Good for them I say, but for us commuters, there's a menace on the train lines: 'gangs (gaggles?) of yoofs' piling into the train carriages, weighed down with rucksacks, sleeping bags and 6-packs of larger - on their way to or from one or other of the plethora of music festivals... That's all well and good, but for those of us going about our daily commute, minding our own business (literally), the imposition of loud, not particularly entertaining banter, laughter and squeals is somewhat distracting and downright irritating. Unfortunately the UK trains are just not big enough to accommodate the influx of additional (unwashed) bodies. So what do you do (or have you done) about it? Nothing? Sit quietly fuming, counting the minutes down until your stop?

Yesterday I witnessed myself go through the initial dismay of "oh no, this ‘lovely-half-empty-post-rush-hour-train-that-I-chose- to-travel-into-London-on’ has been over-run with noisy teenagers"… to 10 minutes later, the utter irritation of: "How on earth can 6 people be so unaware of their surroundings, so disrespectful of other passengers right/desire for peace?"... And then I did something somewhat uncharacteristic - I actually decided to say something! "What?" I hear you say... "You mean you actually asked them to pipe down and they didn't stab you?!"

The reality is I made a quick assessment of the situation, decided that they were just ordinary, slightly hung-over young people on a day-trip together. They didn't look like a gang, or sound like a gang (not according to the stereotype in my mind, anyway). So I simply turned to one of the girls sitting next to me and calmly said (with a conscious disarming smile and non-confrontational body language): "I really don't want to be a party pooper, but would you mind keeping your voices down a little?" All 6 of them looked at me, somewhat shocked. I'm guessing because nobody has ever said anything like that before. After a couple of sarcastic comments in stage whispers to each other about having to communicate in sign language, or by passing notes, they continued their (somewhat banal) conversation at a much reduced, more tolerable volume and within 30 minutes they were all asleep! I caught the eyes of a few other passengers nearby, and they beamed at me. It felt like a 'take a bow' moment, but it was hardly an act of heroism. I simply overcame my British politeness, and put my respectful assertive communication skills into practice.

As I sat there, feeling quite pleased with myself (and sharing the fact on my Facebook status) a middle aged gentleman got onto the train and sat down next to me. He then proceeded to open a plastic bag and take out a strong smelling sandwich. Goodness knows what was in it, sardines and onions? Now this was really a tricky one. I know what it's like when you're that hungry, you've just got to eat. And sometimes you can't avoid eating on a train. But my goodness, please spare a thought for the people you inflict with ‘passive eating’! Did I say anything to him? No I didn't, I just slouched down in my seat and tried to breathe through my mouth and not my nose. It had already occurred to me that I might be a bossy control freak. One of my FB friends commented on my status update, likening me to "Victor(ia) Meldrew". I really didn't feel like proving the point by asking the man to take his sandwich elsewhere.
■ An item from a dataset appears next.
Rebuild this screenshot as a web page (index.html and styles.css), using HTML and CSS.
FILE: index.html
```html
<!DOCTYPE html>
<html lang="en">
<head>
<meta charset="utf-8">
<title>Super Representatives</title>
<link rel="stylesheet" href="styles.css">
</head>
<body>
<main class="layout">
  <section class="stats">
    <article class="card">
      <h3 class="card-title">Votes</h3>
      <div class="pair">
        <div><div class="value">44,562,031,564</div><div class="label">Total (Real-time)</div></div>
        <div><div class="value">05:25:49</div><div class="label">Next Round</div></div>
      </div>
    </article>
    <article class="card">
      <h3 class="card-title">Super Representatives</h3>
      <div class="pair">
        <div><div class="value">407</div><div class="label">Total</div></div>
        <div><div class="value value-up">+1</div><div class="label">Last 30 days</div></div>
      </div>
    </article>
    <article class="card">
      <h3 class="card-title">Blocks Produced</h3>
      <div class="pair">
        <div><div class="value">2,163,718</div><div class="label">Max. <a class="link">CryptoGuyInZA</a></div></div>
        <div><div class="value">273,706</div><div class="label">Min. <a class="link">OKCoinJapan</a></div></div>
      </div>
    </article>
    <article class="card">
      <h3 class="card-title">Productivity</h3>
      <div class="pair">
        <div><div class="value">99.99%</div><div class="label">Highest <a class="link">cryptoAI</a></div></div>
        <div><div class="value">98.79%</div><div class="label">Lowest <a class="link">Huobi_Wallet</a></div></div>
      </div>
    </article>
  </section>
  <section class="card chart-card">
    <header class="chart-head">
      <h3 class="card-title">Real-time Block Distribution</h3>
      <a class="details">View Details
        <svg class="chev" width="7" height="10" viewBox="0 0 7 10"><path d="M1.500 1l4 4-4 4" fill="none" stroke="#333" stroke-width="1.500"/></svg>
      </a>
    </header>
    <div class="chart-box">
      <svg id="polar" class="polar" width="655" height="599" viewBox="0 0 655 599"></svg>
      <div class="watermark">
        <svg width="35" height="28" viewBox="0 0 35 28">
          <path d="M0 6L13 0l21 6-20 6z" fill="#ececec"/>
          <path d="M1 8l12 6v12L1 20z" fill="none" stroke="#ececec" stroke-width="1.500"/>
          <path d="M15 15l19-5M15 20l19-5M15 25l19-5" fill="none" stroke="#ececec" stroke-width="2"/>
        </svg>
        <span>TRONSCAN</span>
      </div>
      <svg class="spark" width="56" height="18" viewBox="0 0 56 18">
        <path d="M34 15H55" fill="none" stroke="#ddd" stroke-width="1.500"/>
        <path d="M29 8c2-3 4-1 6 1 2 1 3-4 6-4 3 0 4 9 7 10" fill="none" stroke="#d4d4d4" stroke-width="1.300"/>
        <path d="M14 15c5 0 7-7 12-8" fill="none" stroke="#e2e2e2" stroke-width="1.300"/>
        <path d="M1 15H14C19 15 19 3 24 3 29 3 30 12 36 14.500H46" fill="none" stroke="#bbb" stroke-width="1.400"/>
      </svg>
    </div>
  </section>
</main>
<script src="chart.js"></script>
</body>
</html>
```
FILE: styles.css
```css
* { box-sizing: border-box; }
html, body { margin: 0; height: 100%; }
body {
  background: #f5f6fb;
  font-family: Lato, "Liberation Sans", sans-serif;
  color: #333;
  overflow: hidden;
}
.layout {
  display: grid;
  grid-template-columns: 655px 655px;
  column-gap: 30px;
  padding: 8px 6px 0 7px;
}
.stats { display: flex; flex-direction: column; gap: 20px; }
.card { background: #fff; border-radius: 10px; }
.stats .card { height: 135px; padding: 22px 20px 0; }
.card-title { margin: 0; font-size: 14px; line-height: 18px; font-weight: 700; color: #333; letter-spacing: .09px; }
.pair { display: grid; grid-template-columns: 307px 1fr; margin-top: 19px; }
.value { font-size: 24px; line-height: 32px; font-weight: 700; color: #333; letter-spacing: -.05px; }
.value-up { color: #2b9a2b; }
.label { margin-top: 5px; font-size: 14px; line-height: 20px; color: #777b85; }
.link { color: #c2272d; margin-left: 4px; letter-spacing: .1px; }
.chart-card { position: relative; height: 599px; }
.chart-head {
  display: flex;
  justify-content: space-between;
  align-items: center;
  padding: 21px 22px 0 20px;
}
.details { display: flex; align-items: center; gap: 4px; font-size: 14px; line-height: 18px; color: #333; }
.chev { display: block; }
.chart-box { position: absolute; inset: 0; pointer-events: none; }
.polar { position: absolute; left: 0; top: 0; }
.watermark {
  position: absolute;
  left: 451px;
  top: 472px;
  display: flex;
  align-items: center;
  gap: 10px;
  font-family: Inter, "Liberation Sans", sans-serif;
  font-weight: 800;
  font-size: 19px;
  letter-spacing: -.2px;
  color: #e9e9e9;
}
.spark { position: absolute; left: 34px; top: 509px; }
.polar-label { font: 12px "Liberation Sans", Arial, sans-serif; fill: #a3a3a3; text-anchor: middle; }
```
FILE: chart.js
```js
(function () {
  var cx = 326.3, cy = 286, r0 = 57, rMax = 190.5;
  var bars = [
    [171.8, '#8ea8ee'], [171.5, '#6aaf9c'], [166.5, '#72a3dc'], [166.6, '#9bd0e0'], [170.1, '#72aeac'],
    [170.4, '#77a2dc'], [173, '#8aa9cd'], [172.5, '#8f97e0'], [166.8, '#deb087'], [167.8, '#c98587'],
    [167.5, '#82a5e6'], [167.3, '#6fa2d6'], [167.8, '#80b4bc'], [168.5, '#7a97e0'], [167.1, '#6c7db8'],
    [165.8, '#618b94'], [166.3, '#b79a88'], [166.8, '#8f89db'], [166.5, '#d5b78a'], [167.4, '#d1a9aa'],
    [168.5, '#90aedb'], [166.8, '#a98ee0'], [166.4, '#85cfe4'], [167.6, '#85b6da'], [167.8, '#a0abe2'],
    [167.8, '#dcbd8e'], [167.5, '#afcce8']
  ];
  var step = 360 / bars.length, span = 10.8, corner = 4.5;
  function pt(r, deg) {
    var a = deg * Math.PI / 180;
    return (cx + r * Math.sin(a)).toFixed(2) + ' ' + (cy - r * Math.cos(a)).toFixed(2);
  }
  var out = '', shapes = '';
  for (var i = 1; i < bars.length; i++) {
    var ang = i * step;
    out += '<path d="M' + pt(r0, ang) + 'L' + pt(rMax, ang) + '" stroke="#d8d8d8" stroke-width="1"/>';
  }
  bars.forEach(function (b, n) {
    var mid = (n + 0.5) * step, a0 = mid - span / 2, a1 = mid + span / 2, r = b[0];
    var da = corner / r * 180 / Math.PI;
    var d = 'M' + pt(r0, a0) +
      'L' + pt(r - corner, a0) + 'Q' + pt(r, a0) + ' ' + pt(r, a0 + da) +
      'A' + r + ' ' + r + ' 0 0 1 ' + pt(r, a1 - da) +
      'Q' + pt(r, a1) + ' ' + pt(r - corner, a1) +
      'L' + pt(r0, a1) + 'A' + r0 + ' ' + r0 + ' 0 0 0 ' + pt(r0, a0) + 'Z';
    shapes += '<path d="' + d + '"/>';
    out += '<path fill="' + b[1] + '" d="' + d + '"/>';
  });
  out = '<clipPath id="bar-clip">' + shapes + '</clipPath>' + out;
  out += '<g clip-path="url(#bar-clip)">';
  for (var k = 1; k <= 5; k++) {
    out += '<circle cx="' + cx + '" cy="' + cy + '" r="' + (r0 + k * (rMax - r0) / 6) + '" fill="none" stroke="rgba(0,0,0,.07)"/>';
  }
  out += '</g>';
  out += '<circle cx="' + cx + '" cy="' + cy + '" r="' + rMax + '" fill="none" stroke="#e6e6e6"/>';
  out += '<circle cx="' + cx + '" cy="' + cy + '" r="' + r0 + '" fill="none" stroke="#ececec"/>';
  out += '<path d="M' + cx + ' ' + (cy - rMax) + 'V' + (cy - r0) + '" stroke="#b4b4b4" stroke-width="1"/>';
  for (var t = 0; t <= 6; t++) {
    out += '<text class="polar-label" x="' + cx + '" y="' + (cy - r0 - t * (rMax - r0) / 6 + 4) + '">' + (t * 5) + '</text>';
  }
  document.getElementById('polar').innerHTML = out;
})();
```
Perhaps you'd think that as a trainer of communication skills, particularly 'assertive communication' and 'influencing skills', I would have been in there, all guns blazing (not literally, I hope.) But actually, when you're sitting in a train, there's a strange unspoken protocol that we just shouldn't interfere with what other people are doing - even if it is antisocial. With my trainer hat on, I would say it's important for human beings to communicate and negotiate with each other to reach mutually acceptable outcomes... if we don't, then resentment really can and does build up and then the fall-out can be catastrophic. However, as an off-duty trainer I recognise that I am still often 'too polite' to say anything. And that's a good thing - I don't want to become a moaning 'grumpy old woman', interfering in other people's fun. But I do fantasize about a time when we human beings can naturally be a bit more respectful of each other, and to be able to politely remind those of their impact on us without fearing violence.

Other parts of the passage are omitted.